**TASK GOAL**
Locate every line in the material below that has the word "styles". Copy each of those lines.
* Begin *
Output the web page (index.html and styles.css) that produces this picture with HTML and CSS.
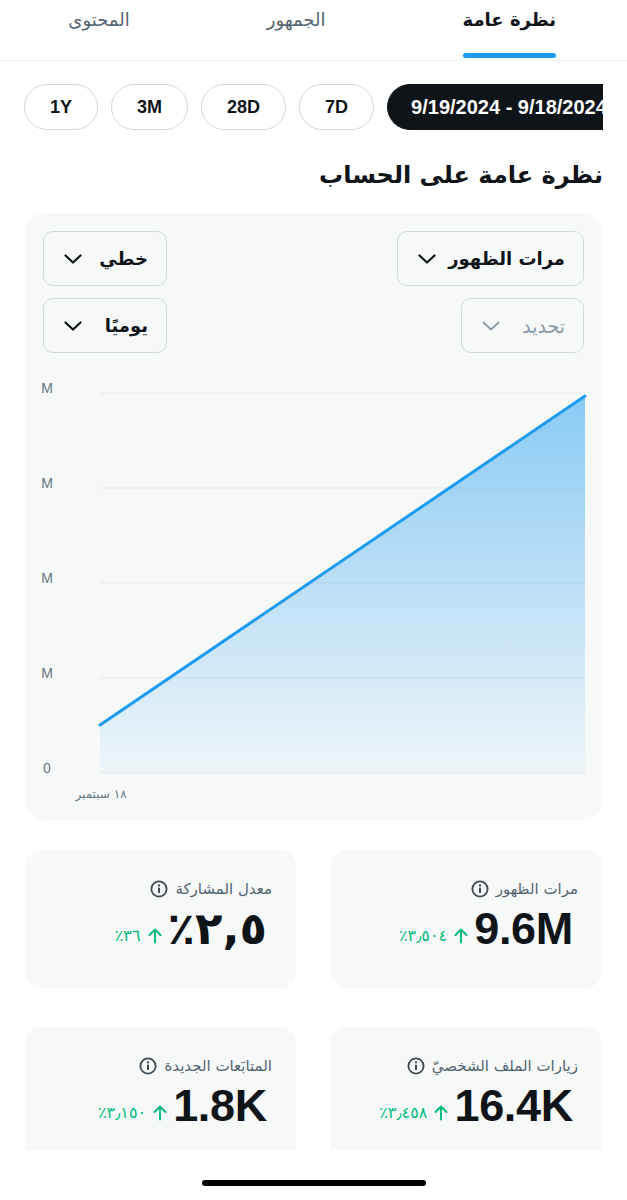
FILE: index.html
```html
<!DOCTYPE html>
<html lang="ar" dir="rtl">
<head>
<meta charset="utf-8">
<title>نظرة عامة</title>
<link rel="stylesheet" href="styles.css">
</head>
<body>
<nav class="tabs">
  <div class="tab active"><div class="tab-inner"><span class="tab-label">نظرة عامة</span><span class="tab-bar"></span></div></div>
  <div class="tab"><div class="tab-inner"><span class="tab-label">الجمهور</span></div></div>
  <div class="tab"><div class="tab-inner"><span class="tab-label">المحتوى</span></div></div>
</nav>

<div class="ranges">
  <div class="pill">1Y</div>
  <div class="pill">3M</div>
  <div class="pill">28D</div>
  <div class="pill">7D</div>
  <div class="pill dark">9/19/2024 - 9/18/2024</div>
</div>

<h1 class="title">نظرة عامة على الحساب</h1>

<section class="chart-card">
  <div class="controls">
    <div class="ctrl-col">
      <div class="dd"><span>مرات الظهور</span><svg class="chev" viewBox="0 0 18 10"><polyline points="1.5,1.5 9,8.5 16.5,1.5"/></svg></div>
      <div class="dd muted"><span>تحديد</span><svg class="chev" viewBox="0 0 18 10"><polyline points="1.5,1.5 9,8.5 16.5,1.5"/></svg></div>
    </div>
    <div class="ctrl-col narrow">
      <div class="dd"><span>خطي</span><svg class="chev" viewBox="0 0 18 10"><polyline points="1.5,1.5 9,8.5 16.5,1.5"/></svg></div>
      <div class="dd"><span>يوميًا</span><svg class="chev" viewBox="0 0 18 10"><polyline points="1.5,1.5 9,8.5 16.5,1.5"/></svg></div>
    </div>
  </div>
  <svg class="chart" viewBox="0 0 577 440" width="577" height="440">
    <defs>
      <linearGradient id="fill" x1="0" y1="0" x2="0" y2="1">
        <stop offset="0" stop-color="#1d9bf0" stop-opacity="0.5"/>
        <stop offset="1" stop-color="#1d9bf0" stop-opacity="0.04"/>
      </linearGradient>
    </defs>
    <g class="grid">
      <line x1="75" y1="28" x2="560" y2="28"/>
      <line x1="75" y1="123" x2="560" y2="123"/>
      <line x1="75" y1="218" x2="560" y2="218"/>
      <line x1="75" y1="313" x2="560" y2="313"/>
      <line x1="75" y1="408" x2="560" y2="408"/>
    </g>
    <polygon points="75,360 560,31 560,408 75,408" fill="url(#fill)"/>
    <line x1="75" y1="360" x2="560" y2="31" class="trend"/>
    <g class="ylabels">
      <text x="22" y="28">M</text>
      <text x="22" y="123">M</text>
      <text x="22" y="218">M</text>
      <text x="22" y="313">M</text>
      <text x="22" y="408">0</text>
    </g>
    <text class="xlabel" x="76" y="433">١٨ سبتمبر</text>
  </svg>
</section>

<div class="stats">
  <div class="stat">
    <div class="stat-label"><span>مرات الظهور</span><svg class="info" viewBox="0 0 18 18"><circle cx="9" cy="9" r="7.6"/><rect x="8" y="7.6" width="2" height="5.4" rx="0.6"/><circle cx="9" cy="5.4" r="1.15" class="dot"/></svg></div>
    <div class="stat-value"><span class="num">9.6M</span><span class="delta"><svg class="up" viewBox="0 0 14 16"><path d="M7 15V2M1.5 7.5L7 2l5.5 5.5"/></svg><span>٣٫٥٠٤٪</span></span></div>
  </div>
  <div class="stat">
    <div class="stat-label"><span>معدل المشاركة</span><svg class="info" viewBox="0 0 18 18"><circle cx="9" cy="9" r="7.6"/><rect x="8" y="7.6" width="2" height="5.4" rx="0.6"/><circle cx="9" cy="5.4" r="1.15" class="dot"/></svg></div>
    <div class="stat-value"><span class="num ar">٢,٥٪</span><span class="delta"><svg class="up" viewBox="0 0 14 16"><path d="M7 15V2M1.5 7.5L7 2l5.5 5.5"/></svg><span>٣٦٪</span></span></div>
  </div>
  <div class="stat">
    <div class="stat-label"><span>زيارات الملف الشخصيّ</span><svg class="info" viewBox="0 0 18 18"><circle cx="9" cy="9" r="7.6"/><rect x="8" y="7.6" width="2" height="5.4" rx="0.6"/><circle cx="9" cy="5.4" r="1.15" class="dot"/></svg></div>
    <div class="stat-value"><span class="num">16.4K</span><span class="delta"><svg class="up" viewBox="0 0 14 16"><path d="M7 15V2M1.5 7.5L7 2l5.5 5.5"/></svg><span>٣٫٤٥٨٪</span></span></div>
  </div>
  <div class="stat">
    <div class="stat-label"><span>المتابَعات الجديدة</span><svg class="info" viewBox="0 0 18 18"><circle cx="9" cy="9" r="7.6"/><rect x="8" y="7.6" width="2" height="5.4" rx="0.6"/><circle cx="9" cy="5.4" r="1.15" class="dot"/></svg></div>
    <div class="stat-value"><span class="num">1.8K</span><span class="delta"><svg class="up" viewBox="0 0 14 16"><path d="M7 15V2M1.5 7.5L7 2l5.5 5.5"/></svg><span>٣٫١٥٠٪</span></span></div>
  </div>
</div>

<div class="home-area"><div class="home-indicator"></div></div>
</body>
</html>
```
FILE: styles.css
```css
* { box-sizing: border-box; margin: 0; padding: 0; }
html { direction: rtl; }
body {
  width: 627px;
  height: 1200px;
  overflow: hidden;
  background: #fff;
  color: #0f1419;
  font-family: "Liberation Sans", "DejaVu Sans", sans-serif;
}

/* Tabs */
.tabs {
  display: flex;
  height: 61px;
  border-bottom: 1px solid #eff3f4;
}
.tab { padding: 0 69px 0 68px; }
.tab:first-child { padding-right: 71px; }
.tab-inner {
  display: flex;
  flex-direction: column;
  height: 60px;
}
.tab-label {
  font-family: "DejaVu Sans", sans-serif;
  font-size: 18px;
  line-height: 28px;
  padding-top: 6px;
  color: #536471;
  white-space: nowrap;
}
.tab.active .tab-label { font-weight: bold; color: #0f1419; }
.tab-bar {
  margin-top: auto;
  margin-bottom: 2px;
  height: 5px;
  border-radius: 3px;
  background: #1d9bf0;
}

/* Range pills */
.ranges {
  direction: ltr;
  display: flex;
  gap: 13px;
  margin: 23px 24px 0;
  overflow: hidden;
}
.pill {
  flex-shrink: 0;
  height: 46px;
  padding: 0 25px;
  border: 1.5px solid #cfd9de;
  border-radius: 23px;
  display: flex;
  align-items: center;
  font-size: 18px;
  font-weight: bold;
  white-space: nowrap;
}
.pill.dark {
  background: #0f1419;
  border-color: #0f1419;
  color: #fff;
  font-size: 20px;
  padding: 0 24px 0 23px;
}

/* Heading */
.title {
  margin: 28px 24px 0;
  font-family: "DejaVu Sans", sans-serif;
  font-size: 24px;
  line-height: 34px;
  font-weight: bold;
}

/* Chart card */
.chart-card {
  margin: 21px 25px 0;
  padding: 18px 18px 15px;
  background: #f7f9f9;
  border-radius: 20px;
}
.controls {
  display: flex;
  justify-content: space-between;
}
.ctrl-col {
  display: flex;
  flex-direction: column;
  align-items: flex-start;
  gap: 12px;
}
.dd {
  height: 55px;
  padding: 0 18px 0 20px;
  border: 1.5px solid #cfd9de;
  border-radius: 10px;
  display: flex;
  align-items: center;
  gap: 12px;
  font-family: "DejaVu Sans", sans-serif;
  font-size: 18px;
  font-weight: bold;
  white-space: nowrap;
}
.ctrl-col.narrow .dd { width: 124px; justify-content: space-between; }
.dd.muted { color: #8b98a5; font-weight: normal; font-size: 19px; gap: 22px; }
.chev {
  width: 18px;
  height: 10px;
  fill: none;
  stroke: #0f1419;
  stroke-width: 2.2;
  stroke-linecap: round;
  stroke-linejoin: round;
  flex-shrink: 0;
}
.dd.muted .chev { stroke: #8b98a5; stroke-width: 1.8; }

.chart {
  display: block;
  margin: 12px -18px 0;
  overflow: visible;
}
.grid line { stroke: #e6eaec; stroke-width: 1.2; }
.trend { stroke: #1d9bf0; stroke-width: 3; stroke-linecap: round; }
.ylabels text {
  font-family: "Liberation Sans", sans-serif;
  font-size: 14px;
  fill: #66757f;
  text-anchor: middle;
  direction: ltr;
}
.xlabel {
  font-family: "DejaVu Sans", sans-serif;
  font-size: 12px;
  fill: #66757f;
  text-anchor: middle;
}

/* Stats */
.stats {
  display: grid;
  grid-template-columns: 1fr 1fr;
  column-gap: 35px;
  row-gap: 39px;
  margin: 30px 25px 0;
}
.stat {
  height: 138px;
  padding: 28px 24px 0;
  background: #f7f9f9;
  border-radius: 16px;
}
.stat-label {
  display: flex;
  align-items: center;
  gap: 7px;
  font-family: "DejaVu Sans", sans-serif;
  font-size: 15px;
  line-height: 22px;
  color: #536471;
  white-space: nowrap;
}
.info { width: 18px; height: 18px; flex-shrink: 0; }
.info circle { fill: none; stroke: #3d4a54; stroke-width: 1.8; }
.info rect, .info .dot { fill: #3d4a54; stroke: none; }
.stat-value {
  display: flex;
  align-items: baseline;
  gap: 6px;
  margin-top: 5px;
  padding-right: 5px;
}
.num {
  font-size: 45px;
  line-height: 48px;
  font-weight: bold;
  letter-spacing: -0.3px;
  direction: ltr;
}
.num.ar {
  font-family: "DejaVu Sans", sans-serif;
  direction: rtl;
  letter-spacing: 3px;
}
.delta {
  display: flex;
  align-items: center;
  gap: 7px;
  color: #00ba7c;
  font-family: "DejaVu Sans", sans-serif;
  font-size: 16px;
  letter-spacing: 3px;
}
.up {
  width: 14px;
  height: 17px;
  fill: none;
  stroke: #00ba7c;
  stroke-width: 1.9;
  stroke-linecap: round;
  stroke-linejoin: round;
}

/* Home indicator overlay */
.home-area {
  position: fixed;
  left: 0;
  bottom: 0;
  width: 627px;
  height: 50px;
  background: #fff;
  display: flex;
  justify-content: center;
  align-items: flex-end;
  padding-bottom: 14px;
}
.home-indicator {
  width: 224px;
  height: 6px;
  border-radius: 3px;
  background: #000;
}
```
* End *
**EXERCISE OUTPUT**
Output the web page (index.html and styles.css) that produces this picture with HTML and CSS.
<link rel="stylesheet" href="styles.css">
FILE: styles.css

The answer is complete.